The USA has a long way to go before it becomes a consistent soccer powerhouse.  But it’s getting there.  We have come a long way since the dark days when World Cup qualification was a distant dream because beating teams like Trinidad required divine intervention, and even then that might not be good enough.

So Abby, let the big boys work out what the big boys need to do in order to do well in a big boy world.  I truly hope women’s soccer will catch up.  It will never equal the men’s competition but it can get much better, and that will be better for everyone.

Some who follow the World Game might argue that England suffers from a lack of solid domestic players.  The premier League, some say, emphasizes foreign players so much, that when it is time for the English national team to play in a World Cup, they underachieve and disappoint.  There are two things worth noting.  England’s failures at World Cup level bolster my argument that the men’s game boasts big boys playing in competitions that are anything but Mickey Mouse.  It’s hard to win World Cups, even for nations where soccer is a religion.  The difference between the USA and England is that England does not need to worry about making the game more popular.  It already is.  The Premier League is perhaps the top domestic competition on earth in terms of prestige and quality.  If it’s not on top, it is right up there.  Perhaps England’s problem is not enough of them play overseas in the Spanish or Italian leagues.  But in terms of the international game, theirs is a selection problem.  For the United States, there is a quality problem.

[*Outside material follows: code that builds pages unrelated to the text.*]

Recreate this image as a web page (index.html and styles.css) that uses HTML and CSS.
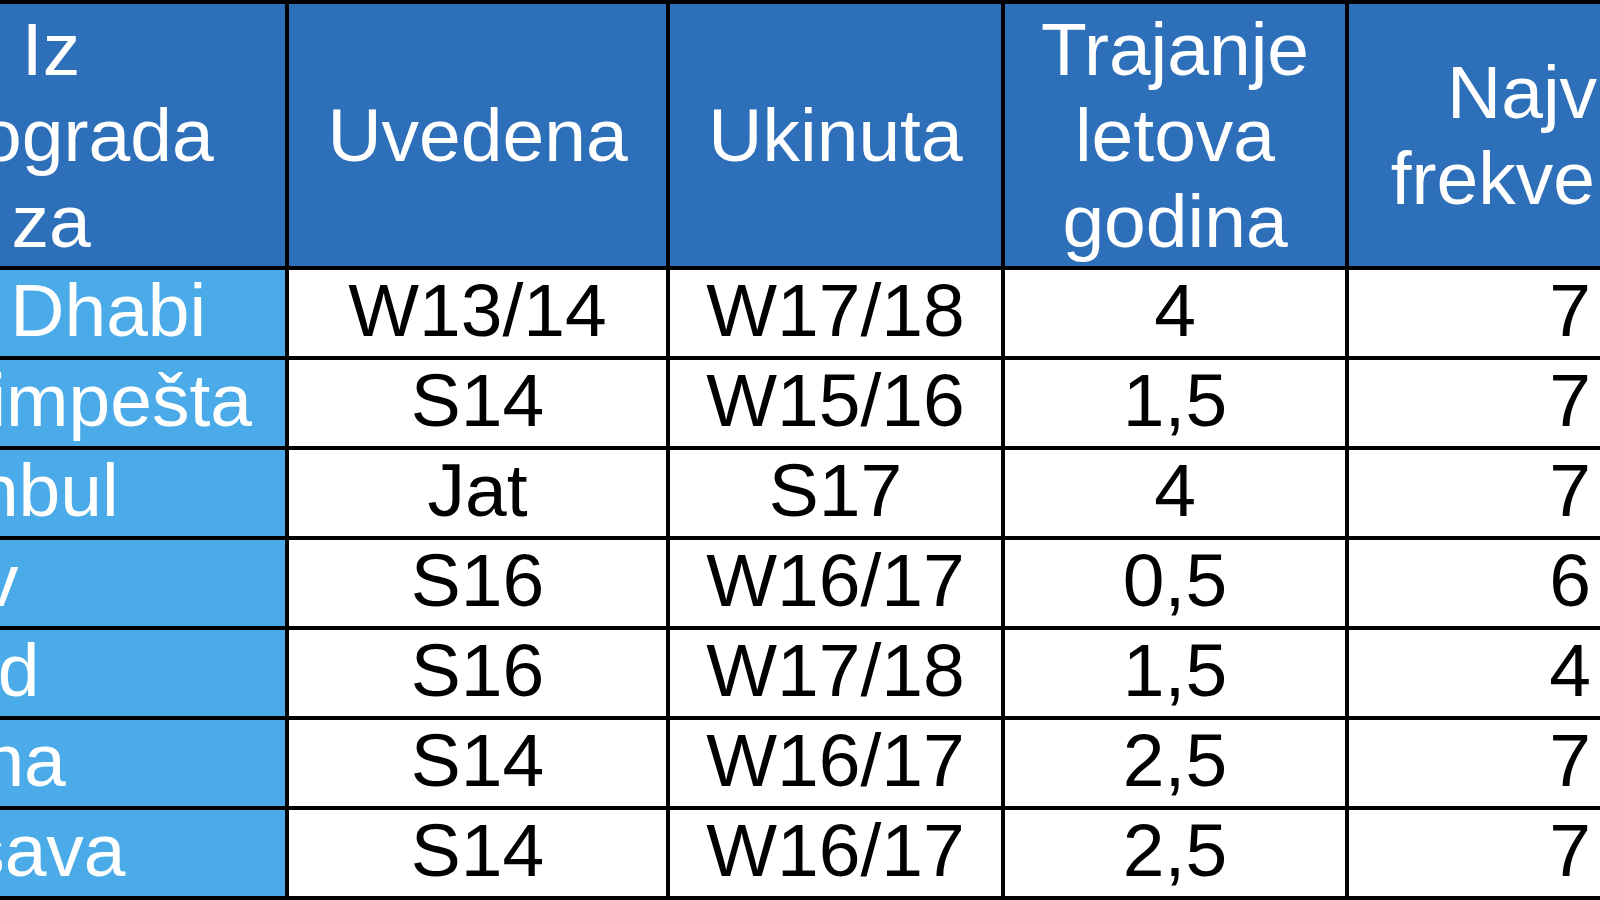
FILE: index.html
```html
<!DOCTYPE html>
<html lang="sr">
<head>
<meta charset="utf-8">
<title>Linije</title>
<link rel="stylesheet" href="styles.css">
</head>
<body>
<div class="routes">
  <div class="cell head">Iz<br>Beograda<br>za</div>
  <div class="cell head">Uvedena</div>
  <div class="cell head">Ukinuta</div>
  <div class="cell head">Trajanje<br>letova<br>godina</div>
  <div class="cell head">Najviša<br>frekvencija</div>

  <div class="cell city">Abu Dhabi</div>
  <div class="cell">W13/14</div>
  <div class="cell">W17/18</div>
  <div class="cell">4</div>
  <div class="cell">7</div>

  <div class="cell city">Budimpešta</div>
  <div class="cell">S14</div>
  <div class="cell">W15/16</div>
  <div class="cell">1,5</div>
  <div class="cell">7</div>

  <div class="cell city">Istanbul</div>
  <div class="cell">Jat</div>
  <div class="cell">S17</div>
  <div class="cell">4</div>
  <div class="cell">7</div>

  <div class="cell city">Kijev</div>
  <div class="cell">S16</div>
  <div class="cell">W16/17</div>
  <div class="cell">0,5</div>
  <div class="cell">6</div>

  <div class="cell city">Ohrid</div>
  <div class="cell">S16</div>
  <div class="cell">W17/18</div>
  <div class="cell">1,5</div>
  <div class="cell">4</div>

  <div class="cell city">Tirana</div>
  <div class="cell">S14</div>
  <div class="cell">W16/17</div>
  <div class="cell">2,5</div>
  <div class="cell">7</div>

  <div class="cell city">Varšava</div>
  <div class="cell">S14</div>
  <div class="cell">W16/17</div>
  <div class="cell">2,5</div>
  <div class="cell">7</div>
</div>
</body>
</html>
```
FILE: styles.css
```css
html, body {
  margin: 0;
  padding: 0;
  width: 1600px;
  height: 900px;
  overflow: hidden;
  background: #000;
}

.routes {
  display: grid;
  width: max-content;
  grid-template-columns: 468px 377px 331px 340px 442px;
  grid-template-rows: 262px repeat(7, 86px);
  gap: 4px;
  padding: 4px;
  margin-left: -187px;
  background: #000;
  font-family: "Liberation Sans", Arial, sans-serif;
  font-size: 75px;
  color: #000;
}

.cell {
  display: flex;
  align-items: center;
  justify-content: center;
  text-align: center;
  background: #fff;
  white-space: nowrap;
  padding-bottom: 7px;
  box-sizing: border-box;
}

.head {
  background: #2e6fba;
  color: #fff;
  padding-bottom: 0;
  line-height: 86px;
}

.city {
  background: #4aabe8;
  color: #fff;
  justify-content: flex-start;
  padding-left: 39px;
}
```
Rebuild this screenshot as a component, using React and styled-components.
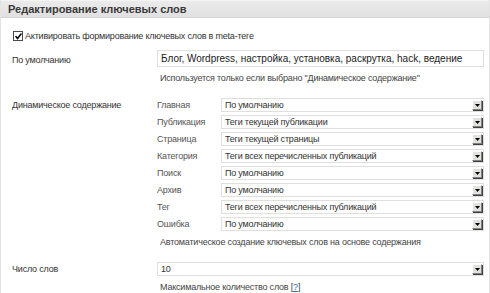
import styled, { createGlobalStyle } from 'styled-components';

const GlobalStyle = createGlobalStyle`
    html, body {
        margin: 0;
        padding: 0;
        background: #fff;
    }
    body {
        font-family: "Liberation Sans", Arial, sans-serif;
        font-size: 9px;
        letter-spacing: -0.2px;
        color: #333;
    }
`

const dynamicRows = [
    { label: 'Главная', value: 'По умолчанию' },
    { label: 'Публикация', value: 'Теги текущей публикации' },
    { label: 'Страница', value: 'Теги текущей страницы' },
    { label: 'Категория', value: 'Теги всех перечисленных публикаций' },
    { label: 'Поиск', value: 'По умолчанию' },
    { label: 'Архив', value: 'По умолчанию' },
    { label: 'Тег', value: 'Теги всех перечисленных публикаций' },
    { label: 'Ошибка', value: 'По умолчанию' },
]

const Arrow = () => (
    <ArrowBtn>
        <svg width="5" height="3" viewBox="0 0 5 3">
            <path d="M0 0H5L2.5 3Z" fill="#000" />
        </svg>
    </ArrowBtn>
)

const Select = ({ value }) => (
    <SelectBox>
        <span>{value}</span>
        <Arrow />
    </SelectBox>
)

const App = () => {
    return (
        <>
            <GlobalStyle />
            <Panel>
                <Header>Редактирование ключевых слов</Header>
                <Body>
                    <CheckRow>
                        <Check>
                            <svg width="7" height="7" viewBox="0 0 7 7">
                                <path d="M0.5 3L2.5 5.5L6.5 0.5" stroke="#000" strokeWidth="1.5" fill="none" />
                            </svg>
                        </Check>
                        Активировать формирование ключевых слов в meta-теге
                    </CheckRow>

                    <Row $top={8}>
                        <Label $pad={4}>По умолчанию</Label>
                        <Field>
                            <TextInput>Блог, Wordpress, настройка, установка, раскрутка, hack, ведение</TextInput>
                            <Hint>Используется только если выбрано "Динамическое содержание"</Hint>
                        </Field>
                    </Row>

                    <Row $top={14}>
                        <Label $pad={1}>Динамическое содержание</Label>
                        <Field>
                            <SubGrid>
                                {dynamicRows.map(r => (
                                    <SubRow key={r.label}>
                                        <SubLabel>{r.label}</SubLabel>
                                        <Select value={r.value} />
                                    </SubRow>
                                ))}
                            </SubGrid>
                            <Hint>Автоматическое создание ключевых слов на основе содержания</Hint>
                        </Field>
                    </Row>

                    <Row $top={14}>
                        <Label $pad={1}>Число слов</Label>
                        <Field>
                            <Select value="10" />
                            <Hint>Максимальное количество слов [<HelpLink>?</HelpLink>]</Hint>
                        </Field>
                    </Row>
                </Body>
            </Panel>
        </>
    )
}

export default App

const Panel = styled.div`
    border-left: 1px solid #e3e3e3;
    border-right: 1px solid #e3e3e3;
    height: 293px;
    box-sizing: border-box;
    overflow: hidden;
`

const Header = styled.h3`
    margin: 0;
    height: 16px;
    line-height: 17px;
    padding: 0 7px;
    font-size: 11px;
    letter-spacing: 0;
    font-weight: bold;
    color: #3a3a3a;
    background: linear-gradient(#ebebeb, #e0e0e0);
    border-top: 1px solid #f4f4f4;
    border-bottom: 1px solid #d6d6d6;
`

const Body = styled.div`
    padding: 12px 5px 0 11px;
`

const CheckRow = styled.label`
    display: flex;
    align-items: center;
    gap: 2px;
    height: 12px;
    line-height: 12px;
`

const Check = styled.span`
    width: 10px;
    height: 10px;
    margin-left: 1px;
    box-sizing: border-box;
    border: 1px solid #4a4a4a;
    background: #fff;
    display: flex;
    align-items: center;
    justify-content: center;
`

const Row = styled.div`
    display: grid;
    grid-template-columns: 145px 1fr;
    margin-top: ${p => p.$top}px;
`

const Label = styled.div`
    padding-top: ${p => p.$pad}px;
    line-height: 12px;
`

const Field = styled.div`
    display: flex;
    flex-direction: column;
`

const TextInput = styled.div`
    height: 17px;
    box-sizing: border-box;
    border: 1px solid #dfdfdf;
    padding: 0 3px;
    font-size: 10px;
    letter-spacing: 0;
    line-height: 15px;
    color: #222;
    white-space: nowrap;
    overflow: hidden;
`

const Hint = styled.div`
    padding: 5px 0 0 3px;
    color: #444;
    line-height: 12px;
`

const HelpLink = styled.span`
    color: #21759b;
    text-decoration: underline;
`

const SubGrid = styled.div`
    display: grid;
    grid-auto-rows: 14px;
    row-gap: 3px;
`

const SubRow = styled.div`
    display: grid;
    grid-template-columns: 64px 1fr;
    align-items: center;
`

const SubLabel = styled.div`
    color: #555;
    line-height: 12px;
`

const SelectBox = styled.div`
    height: 14px;
    box-sizing: border-box;
    border: 1px solid #dfdfdf;
    display: flex;
    align-items: center;
    justify-content: space-between;
    padding: 0 1px 0 3px;
    color: #333;
    line-height: 12px;
    white-space: nowrap;
`

const ArrowBtn = styled.span`
    width: 10px;
    height: 10px;
    box-sizing: border-box;
    background: #e4e2dc;
    border-top: 1px solid #fff;
    border-left: 1px solid #fff;
    border-right: 1px solid #808080;
    border-bottom: 1px solid #808080;
    box-shadow: 1px 1px 0 #404040;
    display: flex;
    align-items: center;
    justify-content: center;
`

In England, if the national team fails, the English will be upset.  They might even run the national coach out of town.  But when the sun rises the day after elimination, they will still love the game and premier and other division games will sell out.  For the US, if the national team fails, that will deal a severe blow to the game in general.  It is perhaps ironic that Abby Wambach, probably the greatest US player ever, who has played in many countries, doesn’t seem to understand the real world, and the US men’s national team’s place in that real world.